Infine, la giurisprudenza della Corte EDU è in grado di risolvere anche la seconda questione oggetto di rinvio alle SS. UU. da parte della citata ordinanza della Corte di cassazione, ovvero l’ambito di applicazione del giudizio di assoluzione, ossia se debba ritenersi limitato alla parte del processo tributario afferente alle sanzioni, oppure se debba estendersi anche alla parte del processo afferente all’accertamento del tributo.

Detto che le sentenze della Cassazione, che hanno ritenuto di limitare l’efficacia del giudicato penale di assoluzione al solo annullamento delle sanzioni tributarie, sono state tratte in inganno anche dall’erronea percezione di applicabilità del diritto al ne bis in idem (che a stretto rigore riguarderebbe le sole sanzioni), occorre rilevare l’ormai consolidato orientamento dei giudici di Strasburgo riguardo all’applicazione più estesa dell’articolo 6 CEDU nell’ambito delle garanzie penali. Come certificato da ultimo in Corte EDU 3.11.2022, Causa Vegotex International S. A. v. Belgio, e in Corte EDU 14.12.2021, Causa Malgarejo Martinez de Abellanosa v. Spagna, i giudici di Strasburgo non solo ritengono applicabile al processo tributario, in cui sia esaminata la legittimità delle sanzioni, l’intero spettro delle garanzie penali dell’articolo 6, ma ritengono altresì valere una presunzione (relativa) della stretta connessione tra le contestazioni afferenti alle sanzioni e quelle relative al tributo accertato.

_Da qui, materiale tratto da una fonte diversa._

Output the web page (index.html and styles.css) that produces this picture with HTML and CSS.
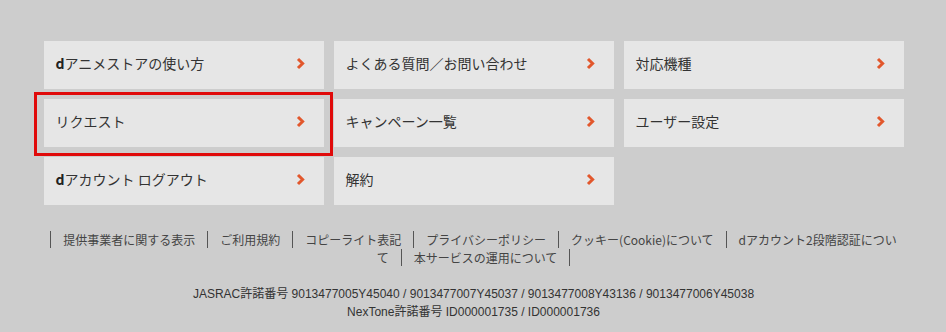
FILE: index.html
```html
<!DOCTYPE html>
<html lang="ja">
<head>
<meta charset="utf-8">
<title>dアニメストア</title>
<link rel="stylesheet" href="styles.css">
</head>
<body>
<div class="page">
  <nav class="menu">
    <a class="tile" href="#"><span class="label"><b>d</b>アニメストアの使い方</span><svg class="chev" viewBox="0 0 9 13" width="9" height="13"><polyline points="2,2 6.6,6.5 2,11"/></svg></a>
    <a class="tile" href="#"><span class="label">よくある質問／お問い合わせ</span><svg class="chev" viewBox="0 0 9 13" width="9" height="13"><polyline points="2,2 6.6,6.5 2,11"/></svg></a>
    <a class="tile" href="#"><span class="label">対応機種</span><svg class="chev" viewBox="0 0 9 13" width="9" height="13"><polyline points="2,2 6.6,6.5 2,11"/></svg></a>
    <a class="tile tile-marked" href="#"><span class="label">リクエスト</span><svg class="chev" viewBox="0 0 9 13" width="9" height="13"><polyline points="2,2 6.6,6.5 2,11"/></svg><span class="mark"></span></a>
    <a class="tile" href="#"><span class="label">キャンペーン一覧</span><svg class="chev" viewBox="0 0 9 13" width="9" height="13"><polyline points="2,2 6.6,6.5 2,11"/></svg></a>
    <a class="tile" href="#"><span class="label">ユーザー設定</span><svg class="chev" viewBox="0 0 9 13" width="9" height="13"><polyline points="2,2 6.6,6.5 2,11"/></svg></a>
    <a class="tile" href="#"><span class="label"><b>d</b>アカウント ログアウト</span><svg class="chev" viewBox="0 0 9 13" width="9" height="13"><polyline points="2,2 6.6,6.5 2,11"/></svg></a>
    <a class="tile" href="#"><span class="label">解約</span><svg class="chev" viewBox="0 0 9 13" width="9" height="13"><polyline points="2,2 6.6,6.5 2,11"/></svg></a>
  </nav>
  <p class="links"><a href="#" class="link">提供事業者に関する表示</a><a href="#" class="link">ご利用規約</a><a href="#" class="link">コピーライト表記</a><a href="#" class="link">プライバシーポリシー</a><a href="#" class="link">クッキー(Cookie)について</a><a href="#" class="link">dアカウント2段階認証について</a><a href="#" class="link link-last">本サービスの運用について</a></p>
  <p class="rights">JASRAC許諾番号 9013477005Y45040 / 9013477007Y45037 / 9013477008Y43136 / 9013477006Y45038<br>NexTone許諾番号 ID000001735 / ID000001736</p>
</div>
</body>
</html>
```
FILE: styles.css
```css
html, body {
  margin: 0;
  padding: 0;
  background: #cdcdcd;
}
body {
  font-family: "Noto Sans CJK JP", "Liberation Sans", sans-serif;
  color: #333;
}
.page {
  width: 860px;
  margin: 0 auto;
  padding-top: 41px;
  padding-left: 1px;
}
.menu {
  display: grid;
  grid-template-columns: repeat(3, 280px);
  grid-auto-rows: 48px;
  gap: 10px;
}
.tile {
  position: relative;
  display: flex;
  align-items: center;
  justify-content: space-between;
  background: #e6e6e6;
  padding: 0 19px 4px 12px;
  text-decoration: none;
  color: #333;
  font-size: 14px;
}
.label b {
  font-weight: 700;
  color: #222;
}
.chev {
  display: block;
  fill: none;
  stroke: #e2572c;
  stroke-width: 3;
  stroke-linejoin: miter;
}
.mark {
  position: absolute;
  left: -10px;
  top: -7px;
  right: -9px;
  bottom: -9px;
  border: 3px solid #e00a0a;
  pointer-events: none;
}
.links {
  width: 852px;
  margin: 26px auto 0;
  text-align: center;
  font-size: 12px;
  line-height: 18px;
}
.link {
  color: #444;
  text-decoration: none;
  border-left: 1px solid #555;
  padding: 0 12px;
}
.link-last {
  border-right: 1px solid #555;
}
.rights {
  margin: 18px 0 0;
  text-align: center;
  font-family: "Liberation Sans", "Noto Sans CJK JP", sans-serif;
  font-size: 12px;
  line-height: 18px;
  color: #333;
}
```
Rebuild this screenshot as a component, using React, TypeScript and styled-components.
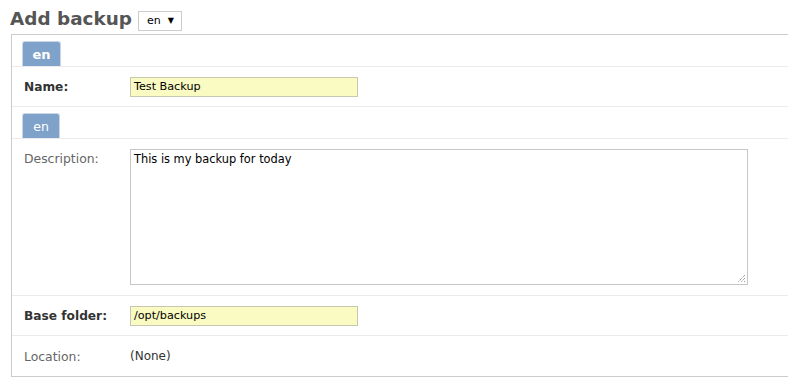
import React from "react";
import styled, { createGlobalStyle } from "styled-components";

const Global = createGlobalStyle`
  html, body { margin: 0; padding: 0; background: #fff; }
  body { font-family: "DejaVu Sans", Verdana, sans-serif; font-size: 11px; color: #333; }
  * { box-sizing: border-box; }
`;

const Page = styled.div`
  padding: 4px 0 0 10px;
  width: 788px;
  overflow: hidden;
`;

const Header = styled.div`
  display: flex;
  align-items: center;
  gap: 6px;
  height: 30px;
`;

const Title = styled.h1`
  margin: 0;
  font-size: 18.4px;
  font-weight: bold;
  color: #555;
  line-height: 24px;
`;

const LangSelect = styled.div`
  display: flex;
  align-items: center;
  gap: 7px;
  height: 20px;
  width: 44px;
  padding: 0 0 0 8px;
  border: 1px solid #ccc;
  background: #fff;
  font-size: 11px;
  color: #000;
  margin-top: 3px;
`;

const Arrow = styled.span`
  font-size: 8px;
`;

const Panel = styled.div`
  margin-left: 1px;
  border: 1px solid #ccc;
  border-right: none;
  width: 800px;
`;

const TabBar = styled.div<{ $top: number }>`
  display: flex;
  padding: ${(p) => p.$top}px 0 0 10px;
  border-bottom: 1px solid #ebebeb;
`;

const Tab = styled.div<{ $bold?: boolean; $w: number }>`
  width: ${(p) => p.$w}px;
  height: 25px;
  background: #7fa2cb;
  border: 1px solid #c9d6e6;
  border-bottom: none;
  border-radius: 3px 3px 0 0;
  color: #fff;
  font-size: ${(p) => (p.$bold ? "13px" : "12.5px")};
  font-weight: ${(p) => (p.$bold ? "bold" : "normal")};
  display: flex;
  align-items: center;
  justify-content: center;
`;

const Row = styled.div<{ $h: number; $last?: boolean }>`
  display: grid;
  grid-template-columns: 106px 1fr;
  align-items: ${(p) => (p.$h > 60 ? "start" : "center")};
  height: ${(p) => p.$h}px;
  padding: ${(p) => (p.$h > 60 ? "10px" : "0")} 0 0 12px;
  border-bottom: ${(p) => (p.$last ? "none" : "1px solid #ebebeb")};
`;

const Label = styled.div<{ $strong?: boolean }>`
  font-size: ${(p) => (p.$strong ? "12.2px" : "12.4px")};
  font-weight: ${(p) => (p.$strong ? "bold" : "normal")};
  color: ${(p) => (p.$strong ? "#333" : "#666")};
`;

const TopLabel = styled(Label)`
  padding-top: 2px;
`;

const TextInput = styled.div`
  width: 228px;
  height: 20px;
  background: #f9fbc2;
  border: 1px solid #c8c8b0;
  padding: 0 0 0 3px;
  font-size: 11.2px;
  color: #000;
  display: flex;
  align-items: center;
`;

const TextArea = styled.div`
  position: relative;
  width: 618px;
  height: 136px;
  border: 1px solid #c6c6c6;
  background: #fff;
  padding: 2px 3px;
  font-size: 11.4px;
  line-height: 14px;
  color: #000;
`;

const Grip = styled.svg`
  position: absolute;
  right: 1px;
  bottom: 1px;
`;

const Value = styled.div`
  font-size: 12px;
  color: #333;
`;

export default function App() {
  return (
    <>
      <Global />
      <Page>
        <Header>
          <Title>Add backup</Title>
          <LangSelect>
            en <Arrow>▼</Arrow>
          </LangSelect>
        </Header>
        <Panel>
          <TabBar $top={6}>
            <Tab $bold $w={39}>en</Tab>
          </TabBar>
          <Row $h={40}>
            <Label $strong>Name:</Label>
            <TextInput>Test Backup</TextInput>
          </Row>
          <TabBar $top={6}>
            <Tab $w={38}>en</Tab>
          </TabBar>
          <Row $h={157}>
            <TopLabel>Description:</TopLabel>
            <TextArea>
              This is my backup for today
              <Grip width="9" height="9" viewBox="0 0 9 9">
                <path d="M8 1L1 8M8 4L4 8M8 7L7 8" stroke="#777" strokeWidth="1" strokeDasharray="1 1" />
              </Grip>
            </TextArea>
          </Row>
          <Row $h={40}>
            <Label $strong>Base folder:</Label>
            <TextInput>/opt/backups</TextInput>
          </Row>
          <Row $h={40} $last>
            <Label>Location:</Label>
            <Value>(None)</Value>
          </Row>
        </Panel>
      </Page>
    </>
  );
}
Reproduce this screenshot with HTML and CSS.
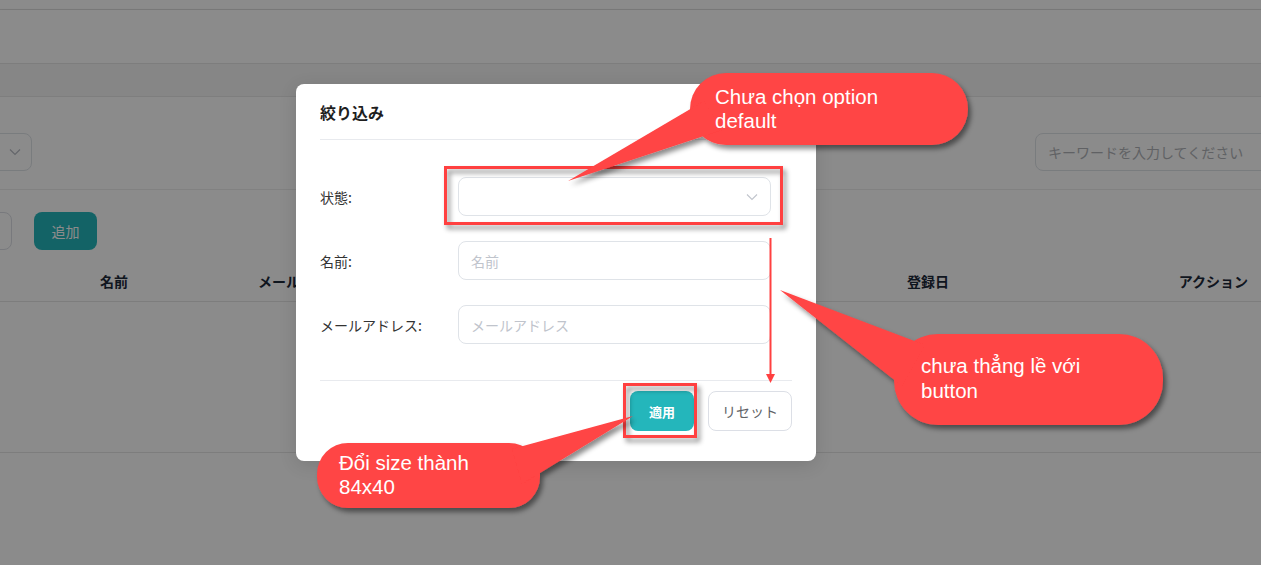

In ossequio a detta presunzione, l’esito del giudizio sulla conformità del processo nazionale rispetto all’articolo 6 CEDU, comprensivo dunque del diritto alla presunzione d’innocenza ex articolo 6.2, si estende dalle sanzioni tributarie (che possiedono natura sostanzialmente penale) alla parte del processo afferente alle maggiori imposte accertate.

Per i giudici di Strasburgo l’oggetto del processo tributario è unico, non potendosi scindere (salvo casi particolari) il giudizio sull’accertamento del tributo da quello sull’irrogazione delle sanzioni.